Where a line contains the string "styled", copy that line.

######

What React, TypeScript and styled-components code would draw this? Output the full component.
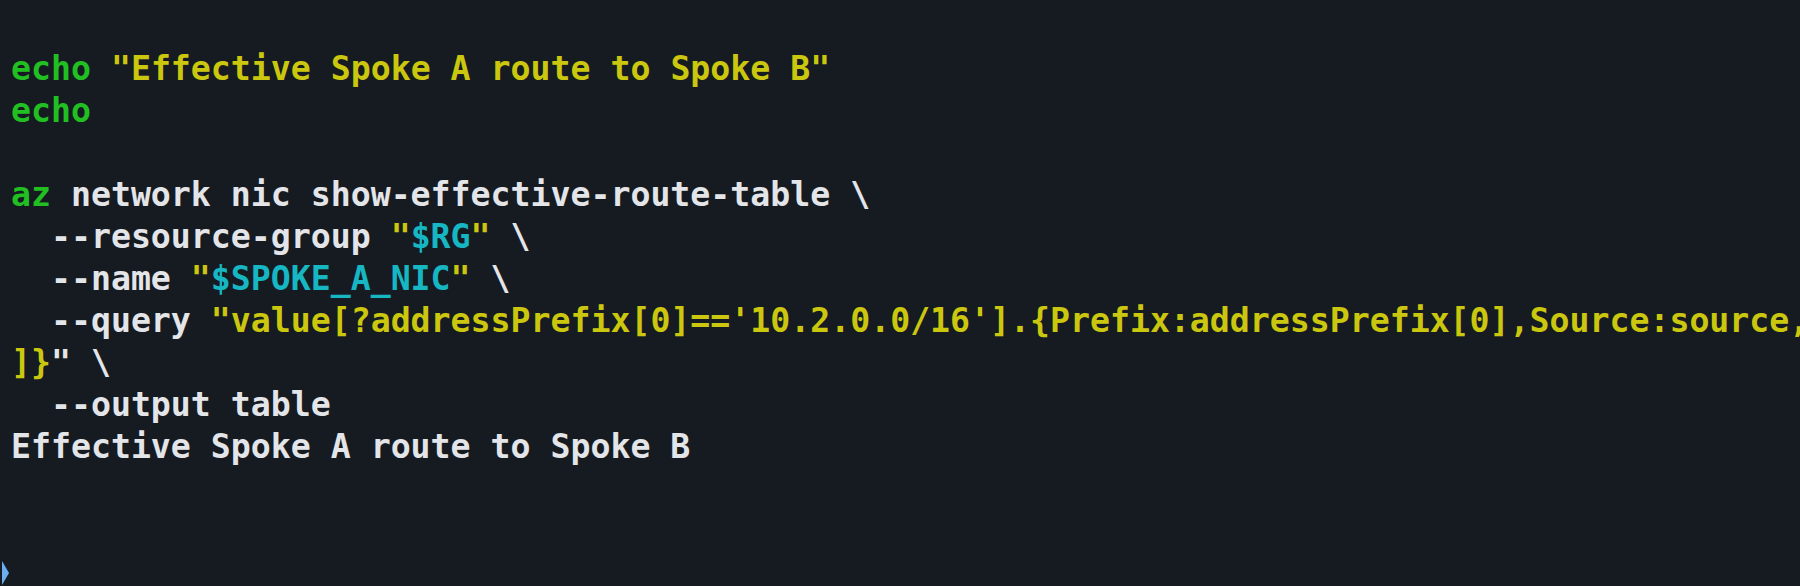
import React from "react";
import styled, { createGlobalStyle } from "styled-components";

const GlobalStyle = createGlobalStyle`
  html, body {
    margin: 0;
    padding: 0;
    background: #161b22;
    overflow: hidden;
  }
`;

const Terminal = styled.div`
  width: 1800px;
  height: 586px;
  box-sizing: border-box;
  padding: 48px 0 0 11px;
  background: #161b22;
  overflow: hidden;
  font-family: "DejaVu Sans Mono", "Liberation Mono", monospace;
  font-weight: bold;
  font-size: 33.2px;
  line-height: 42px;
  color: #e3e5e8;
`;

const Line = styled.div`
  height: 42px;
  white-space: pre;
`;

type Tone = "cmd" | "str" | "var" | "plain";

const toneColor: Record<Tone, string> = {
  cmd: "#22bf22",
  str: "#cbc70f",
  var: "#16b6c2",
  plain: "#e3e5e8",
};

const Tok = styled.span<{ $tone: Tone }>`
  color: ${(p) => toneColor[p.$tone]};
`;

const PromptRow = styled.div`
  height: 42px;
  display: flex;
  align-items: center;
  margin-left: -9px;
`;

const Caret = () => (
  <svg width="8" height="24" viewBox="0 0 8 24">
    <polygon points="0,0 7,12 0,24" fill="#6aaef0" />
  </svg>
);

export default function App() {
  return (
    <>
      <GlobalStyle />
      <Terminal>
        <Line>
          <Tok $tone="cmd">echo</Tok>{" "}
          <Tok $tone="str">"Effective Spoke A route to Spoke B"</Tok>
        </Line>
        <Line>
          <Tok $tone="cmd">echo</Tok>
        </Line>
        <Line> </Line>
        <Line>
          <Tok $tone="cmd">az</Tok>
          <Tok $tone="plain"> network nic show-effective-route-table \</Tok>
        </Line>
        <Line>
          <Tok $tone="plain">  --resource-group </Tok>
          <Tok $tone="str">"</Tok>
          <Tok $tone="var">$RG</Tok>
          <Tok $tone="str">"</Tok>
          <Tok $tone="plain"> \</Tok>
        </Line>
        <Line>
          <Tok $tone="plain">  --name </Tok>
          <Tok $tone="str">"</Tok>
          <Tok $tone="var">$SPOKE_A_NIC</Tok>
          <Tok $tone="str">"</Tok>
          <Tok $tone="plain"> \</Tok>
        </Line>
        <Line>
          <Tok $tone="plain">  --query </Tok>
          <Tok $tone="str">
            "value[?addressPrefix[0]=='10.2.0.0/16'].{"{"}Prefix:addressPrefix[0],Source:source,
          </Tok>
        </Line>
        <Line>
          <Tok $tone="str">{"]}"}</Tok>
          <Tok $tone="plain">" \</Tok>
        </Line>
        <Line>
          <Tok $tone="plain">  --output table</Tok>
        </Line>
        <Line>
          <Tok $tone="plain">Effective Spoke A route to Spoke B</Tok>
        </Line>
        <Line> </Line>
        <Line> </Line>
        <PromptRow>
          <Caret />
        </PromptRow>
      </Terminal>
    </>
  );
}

######

= COMPLETE ANSWER =
What React, TypeScript and styled-components code would draw this? Output the full component.
import styled, { createGlobalStyle } from "styled-components";
const Terminal = styled.div`
const Line = styled.div`
const Tok = styled.span<{ $tone: Tone }>`
const PromptRow = styled.div`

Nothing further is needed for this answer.